4 Things To Consider In Picking An Agency

I read an interesting article recently called Nine Things To Look For In An Agency Partner. In my former life as a communications agency head and my current one where I both work with agencies and sometimes help companies find agency partners, I thought it might be helpful to share the qualities I view most highly.

While there are many criteria one should look at in reviewing a communications agency partner, and I can’t quibble about the nine that were suggested, I think fewer criteria are better. Having fewer will help those selecting an agency focus on the ones that matter most. In that spirit, here are 4 top qualities I think are most important:

1. Has the agency demonstrated some insight into my business?

This requires homework which is far easier to do in today’s world. In some cases it’ll require discussion with customers (if b-to-b) or consumers. I actually think “category experience” is sometimes a bit over-rated. I’d want to know how much thought they’ve given to my business.

2. Does the agency think digitally or are their solutions primarily traditional?

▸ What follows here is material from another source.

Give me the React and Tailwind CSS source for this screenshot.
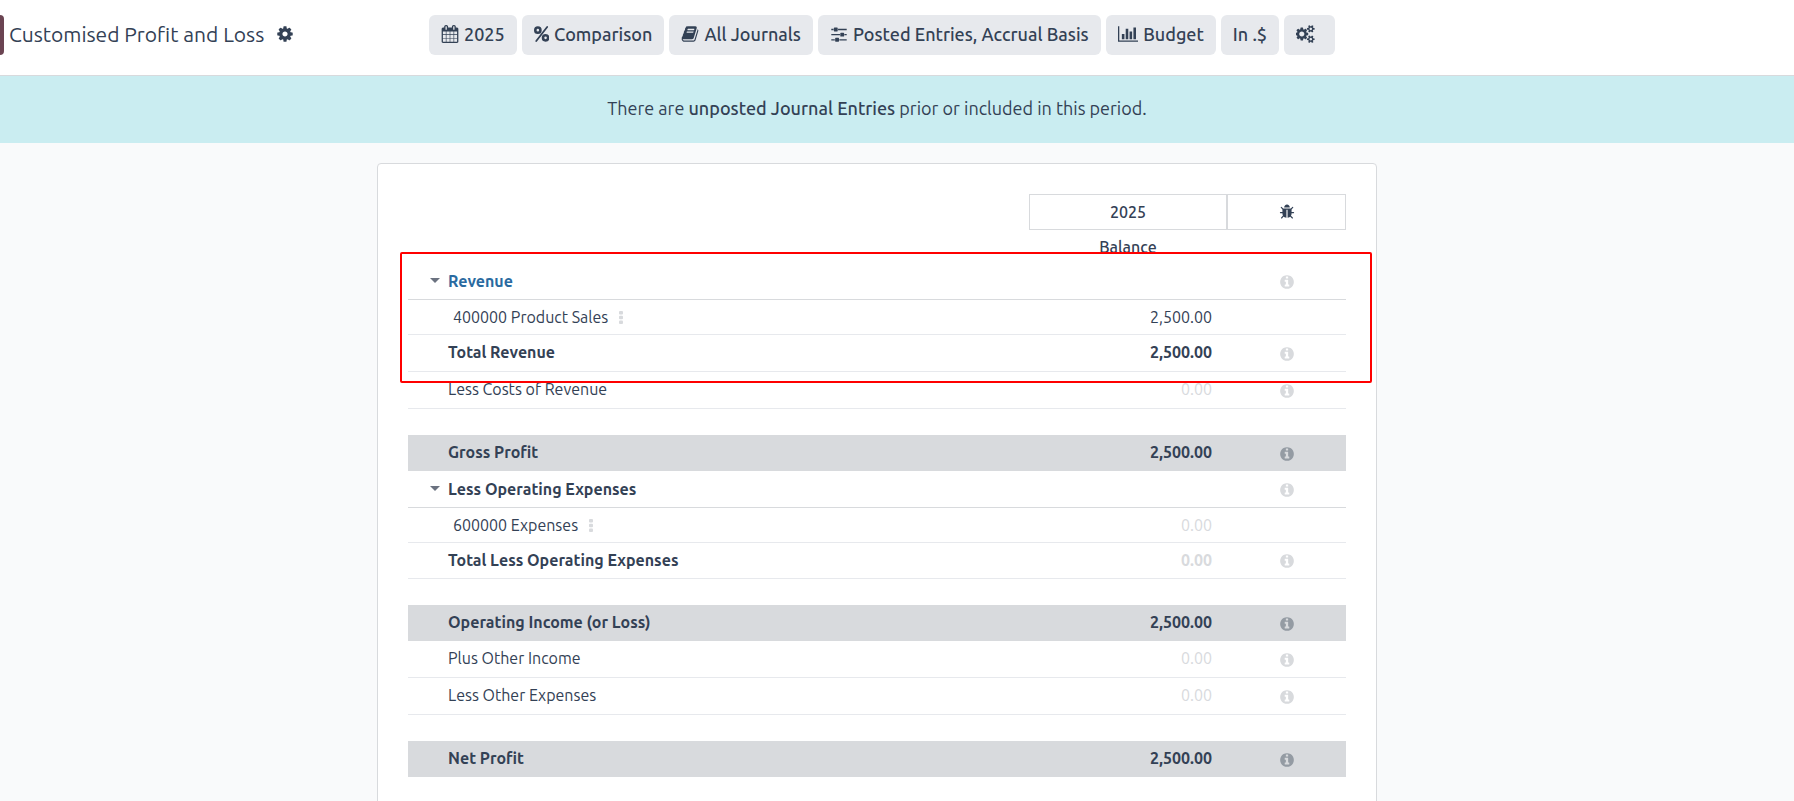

This does not require the agency to be a “digital agency”. In fact, every successful agency in the future will have to have strong digital skills, or they will become yesterday’s news. Digital will no longer be a “department” rather it will be the entrée of the agency. As a prospective client, the question you should ask yourself is whether the agency is thinking about tomorrow or stuck in yesterday.

3. What are their people like, particularly their lead account person?

Chemistry is, was, is and forever will be a key element of any business relationship. How do you feel about them as professionals and as people? Will they wear well with you? Does their lead account person on your business have the gravitas to offer serious business counsel and likewise does he/she have the influence within their organization to drive your projects through the agency with little muss, fuss, and surprises.

4. How does the agency measure success for their clients?

Ask specifically how they measure success on several clients. Listen carefully for the metrics employed. Don’t be concerned about the specific data–in fact an agency should never share proprietary data of its clients—you wouldn’t want them to do so if you become a client, would you?  Listen to their process. 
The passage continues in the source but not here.